Item 9. Undertakings.
(a) The undersigned
Registrant hereby undertakes:
(1) To file, during
any period in which offers or sales are being made, a post-effective amendment to this Registration Statement:
(i) To include
any prospectus required by Section 10(a)(3) of the Securities Act;
(ii) To reflect
in the prospectus any facts or events arising after the effective date of the Registration Statement (or the most recent post-effective
amendment thereof) which, individually or in the aggregate, represent a fundamental change in the information set forth in the Registration
Statement. Notwithstanding the foregoing, any increase or decrease in volume of securities offered (if the total dollar value of securities
offered would not exceed that which was registered) and any deviation from the low or high end of the estimated maximum offering range
may be reflected in the form of prospectus filed with the Commission pursuant to Rule 424(b) if, in the aggregate, the changes
in volume and price represent no more than a 20 percent change in the maximum aggregate offering price set forth in the “Calculation
of Registration Fee” table in the effective registration statement;
(iii) To
include any material information with respect to the plan of distribution not previously disclosed in the Registration Statement or any
material change to such information in the Registration Statement;
provided,
however, that paragraphs (a)(1)(i) and (a)(1)(ii) of this section do not apply if the information required to be
included in a post-effective amendment by those paragraphs is contained in reports filed with or furnished to the Commission by the registrant
pursuant to section 13 or section 15(d) of the Exchange Act that are incorporated by reference in the Registration Statement.
(2) That, for the purpose
of determining any liability under the Securities Act, each such post-effective amendment shall be deemed to be a new registration statement
relating to the securities offered therein, and the offering of such securities at that time shall be deemed to be the initial bona fide
offering thereof.
(3) To remove from registration
by means of a post-effective amendment any of the securities being registered which remain unsold at the termination of the offering.
(b) The undersigned
Registrant hereby undertakes that, for the purposes of determining any liability under the Securities Act, each filing of the Registrant’s
annual report pursuant to Section 13(a) or 15(d) of the Exchange Act (and, where applicable, each filing of an employee
benefit plan’s annual report pursuant to Section 15(d) of the Exchange Act) that is incorporated by reference in the Registration
Statement shall be deemed to be a new registration statement relating to the securities offered therein, and the offering of such securities
at that time shall be deemed to be the initial bona fide offering thereof.
(c) Insofar as indemnification
for liabilities arising under the Securities Act may be permitted to directors, officers and controlling persons of the Registrant pursuant
to the foregoing provisions, or otherwise, the Registrant has been advised that in the opinion of the Commission such indemnification
is against public policy as expressed in the Securities Act and is, therefore, unenforceable.
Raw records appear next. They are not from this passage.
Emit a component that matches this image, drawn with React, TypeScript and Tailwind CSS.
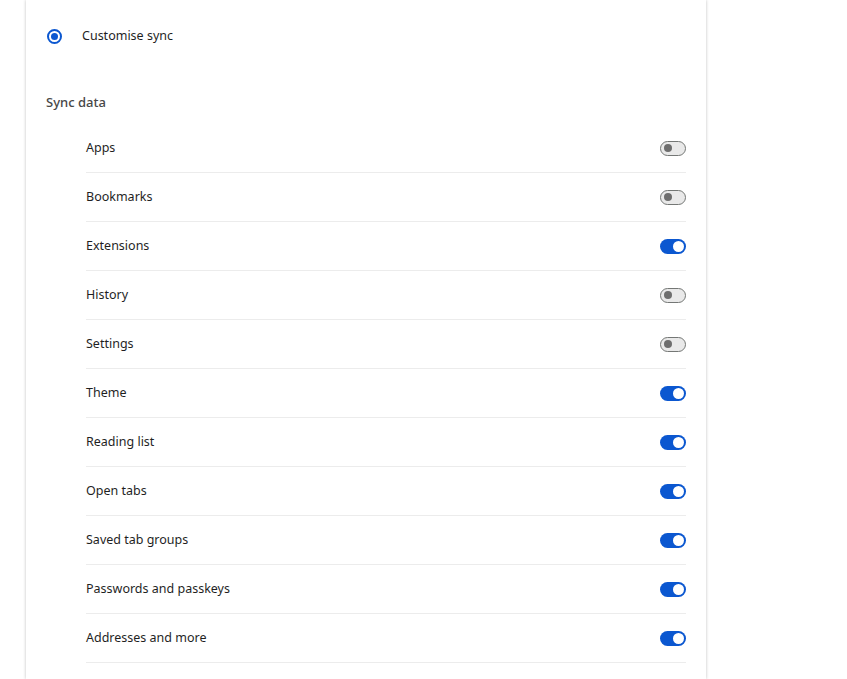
import { useState } from 'react';

const items = [
  { label: 'Apps', on: false },
  { label: 'Bookmarks', on: false },
  { label: 'Extensions', on: true },
  { label: 'History', on: false },
  { label: 'Settings', on: false },
  { label: 'Theme', on: true },
  { label: 'Reading list', on: true },
  { label: 'Open tabs', on: true },
  { label: 'Saved tab groups', on: true },
  { label: 'Passwords and passkeys', on: true },
  { label: 'Addresses and more', on: true },
];

function Toggle({ on, onClick }: { on: boolean; onClick: () => void }) {
  if (on) {
    return (
      <button
        onClick={onClick}
        className="flex h-[15px] w-[26px] items-center justify-end rounded-full bg-[#0b57d0] pr-[2px]"
      >
        <span className="h-[11px] w-[11px] rounded-full bg-white" />
      </button>
    );
  }
  return (
    <button
      onClick={onClick}
      className="flex h-[15px] w-[26px] items-center rounded-full border border-[#747775] bg-[#e9e9e9] pl-[3px]"
    >
      <span className="h-[8px] w-[8px] rounded-full bg-[#6e6e6e]" />
    </button>
  );
}

export default function App() {
  const [state, setState] = useState(items.map((i) => i.on));

  return (
    <div className="min-h-screen bg-white" style={{ fontFamily: '"Noto Sans", "Open Sans", sans-serif' }}>
      <div className="ml-[26px] min-h-screen w-[680px] bg-white pt-[12px] shadow-[0_0_3px_rgba(0,0,0,0.25)]">
        {/* sync mode */}
        <div className="flex h-[48px] items-center pl-[21px]">
          <span className="flex h-[15px] w-[15px] items-center justify-center rounded-full border-2 border-[#0b57d0]">
            <span className="h-[7px] w-[7px] rounded-full bg-[#0b57d0]" />
          </span>
          <span className="ml-[20px] pt-[1px] text-[12.5px] text-[#1f1f1f]">Customise sync</span>
        </div>

        <div className="mt-[32px] pl-[20px] text-[13px] font-medium leading-[20px] text-[#474747]">Sync data</div>

        <div className="mt-[12px] ml-[60px] mr-[20px]">
          {items.map((item, idx) => (
            <div key={item.label} className="flex h-[49px] items-center justify-between border-b border-[#ececec]">
              <span className="pt-[1px] text-[12.5px] text-[#1f1f1f]">{item.label}</span>
              <Toggle
                on={state[idx]}
                onClick={() => setState((s) => s.map((v, i) => (i === idx ? !v : v)))}
              />
            </div>
          ))}
        </div>
      </div>
    </div>
  );
}
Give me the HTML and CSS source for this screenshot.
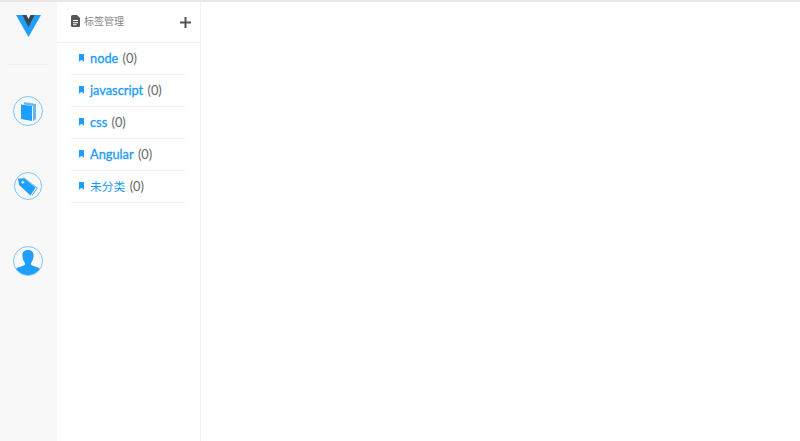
FILE: index.html
```html
<!DOCTYPE html>
<html lang="zh-CN">
<head>
  <meta charset="UTF-8">
  <title>标签管理</title>
  <link rel="stylesheet" href="styles.css">
</head>
<body>
  <div class="app">
    <!-- 左侧导航 -->
    <nav class="sidebar">
      <div class="logo">
        <svg width="25" height="22" viewBox="0 0 25 22">
          <path d="M0 0H6L12.5 12L19 0H25L12.5 22Z" fill="#1e9fff"/>
          <path d="M6 0H10.5L12.5 4L14.5 0H19L12.5 12.5Z" fill="#35495e"/>
        </svg>
      </div>
      <a class="nav-item nav-book">
        <svg width="15" height="19" viewBox="0 0 15 19">
          <path d="M3 0L15 2V17L12 19V4L3 2.5Z" fill="#1e9fff" opacity="0.7"/>
          <path d="M0 2.5L11 4V19L0 17Z" fill="#1e9fff"/>
        </svg>
      </a>
      <a class="nav-item nav-tag">
        <svg width="20" height="19" viewBox="0 0 20 19">
          <path d="M6 0.5L20 11L14.5 18.5L13.8 17.8L18.7 11L5 1Z" fill="#1e9fff" opacity="0.7"/>
          <path d="M0 1.5H6L17.5 10.5L12.5 18.5L1 8Z" fill="#1e9fff"/>
          <path d="M3.3 4.7H4.3V3.7H5.3V4.7H6.3V5.7H5.3V6.7H4.3V5.7H3.3Z" fill="#fff"/>
        </svg>
      </a>
      <a class="nav-item nav-user">
        <svg width="28" height="26" viewBox="0 0 28 26">
          <path d="M14 1C18.5 1 20 4 19.5 7.5C19.3 10.5 18.2 12.5 17 14V15.5C19 17.5 24 17.5 27 20.5C25 24 19.5 26 14 26C8.5 26 3 24 1 20.5C4 17.5 9 17.5 11 15.5V14C9.8 12.5 8.7 10.5 8.5 7.5C8 4 9.5 1 14 1Z" fill="#1e9fff"/>
        </svg>
      </a>
    </nav>

    <!-- 标签列表 -->
    <section class="tag-panel">
      <header class="panel-head">
        <div class="panel-title">
          <svg class="doc-icon" width="9" height="12" viewBox="0 0 9 12">
            <path d="M1.5 0H6L9 3V10.5Q9 12 7.5 12H1.5Q0 12 0 10.5V1.5Q0 0 1.5 0Z" fill="#555"/>
            <path d="M2 5H7V6H2ZM2 7.2H7V8.2H2ZM2 9.3H5.5V10.2H2Z" fill="#fff"/>
          </svg>
          <span>标签管理</span>
        </div>
        <svg class="add-icon" width="11" height="11" viewBox="0 0 11 11">
          <path d="M4.5 0H6.5V4.5H11V6.5H6.5V11H4.5V6.5H0V4.5H4.5Z" fill="#555"/>
        </svg>
      </header>
      <ul class="tag-list">
        <li class="tag-row"><svg class="mark" width="5" height="8" viewBox="0 0 5 8"><path d="M0 0H5V8L2.5 5.8L0 8Z"/></svg><span class="tag-name">node</span> (0)</li>
        <li class="tag-row"><svg class="mark" width="5" height="8" viewBox="0 0 5 8"><path d="M0 0H5V8L2.5 5.8L0 8Z"/></svg><span class="tag-name">javascript</span> (0)</li>
        <li class="tag-row"><svg class="mark" width="5" height="8" viewBox="0 0 5 8"><path d="M0 0H5V8L2.5 5.8L0 8Z"/></svg><span class="tag-name">css</span> (0)</li>
        <li class="tag-row"><svg class="mark" width="5" height="8" viewBox="0 0 5 8"><path d="M0 0H5V8L2.5 5.8L0 8Z"/></svg><span class="tag-name">Angular</span> (0)</li>
        <li class="tag-row"><svg class="mark" width="5" height="8" viewBox="0 0 5 8"><path d="M0 0H5V8L2.5 5.8L0 8Z"/></svg><span class="tag-name tag-cjk">未分类</span> (0)</li>
      </ul>
    </section>

    <main class="content"></main>
  </div>
</body>
</html>
```

FILE: styles.css
```css
* {
  margin: 0;
  padding: 0;
  box-sizing: border-box;
}

html, body {
  height: 100%;
  overflow: hidden;
}

body {
  font-family: Lato, "Noto Sans CJK SC", sans-serif;
  background: #fff;
  color: #666;
}

.app {
  display: flex;
  height: 100%;
  border-top: 2px solid #e8e8e8;
}

.sidebar {
  width: 57px;
  padding-right: 1px;
  background: #f8f8f8;
  display: flex;
  flex-direction: column;
  align-items: center;
  flex-shrink: 0;
}

.logo {
  width: 40px;
  height: 63px;
  padding-top: 13px;
  display: flex;
  justify-content: center;
  align-items: flex-start;
  border-bottom: 1px solid #eee;
}

.nav-item {
  width: 30px;
  height: 30px;
  border: 1px solid #7cc4ff;
  border-radius: 50%;
  display: flex;
  align-items: center;
  justify-content: center;
  overflow: hidden;
  margin-bottom: 45px;
}

.nav-book {
  margin-top: 31px;
}

.nav-tag {
  width: 28px;
  height: 28px;
  margin-top: 1px;
  margin-bottom: 46px;
}

.nav-user {
  align-items: flex-end;
}

.tag-panel {
  width: 144px;
  border-right: 1px solid #f2f2f2;
  flex-shrink: 0;
}

.panel-head {
  height: 41px;
  padding: 0 9px 0 13px;
  display: flex;
  align-items: center;
  justify-content: space-between;
  border-bottom: 1px solid #f2f2f2;
}

.panel-title {
  display: flex;
  align-items: center;
  gap: 4px;
  font-size: 10px;
  color: #888;
  margin-top: -3px;
}

.doc-icon {
  margin-left: 1px;
}

.add-icon {
  margin-top: 1px;
}

.tag-list {
  list-style: none;
  margin: 0 14px 0 13px;
}

.tag-row {
  height: 32px;
  padding-bottom: 2px;
  display: flex;
  align-items: center;
  white-space: pre;
  font-size: 12.8px;
  border-bottom: 1px solid #f2f2f2;
}

.mark {
  fill: #1e9fff;
  margin: 1px 6px 0 9px;
}

.tag-name {
  color: #1a9bfc;
  -webkit-text-stroke: 0.3px #1a9bfc;
  margin-right: 1px;
}

.tag-cjk {
  font-size: 11.8px;
  -webkit-text-stroke: 0;
}
```
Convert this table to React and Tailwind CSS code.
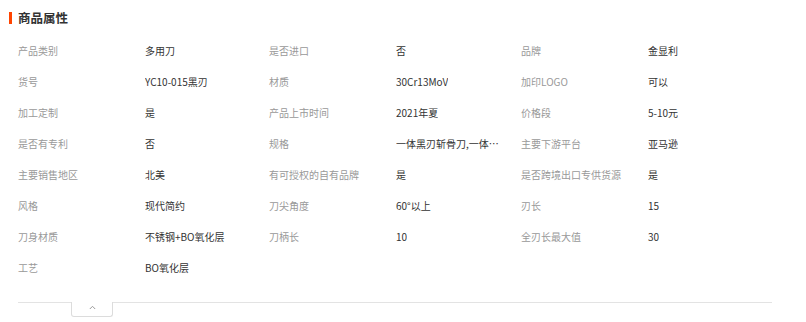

In the event that a claim for indemnification
against such liabilities (other than the payment by the registrant of expenses incurred or paid by a director, officer or controlling
person of the Registrant in the successful defense of any action, suit or proceeding) is asserted by such director, officer or controlling
person in connection with the securities being registered, the Registrant will, unless in the opinion of its counsel the matter has been
settled by controlling precedent, submit to a court of appropriate jurisdiction the question whether such indemnification by it is against
public policy as expressed in the Securities Act and will be governed by the final adjudication of such issue.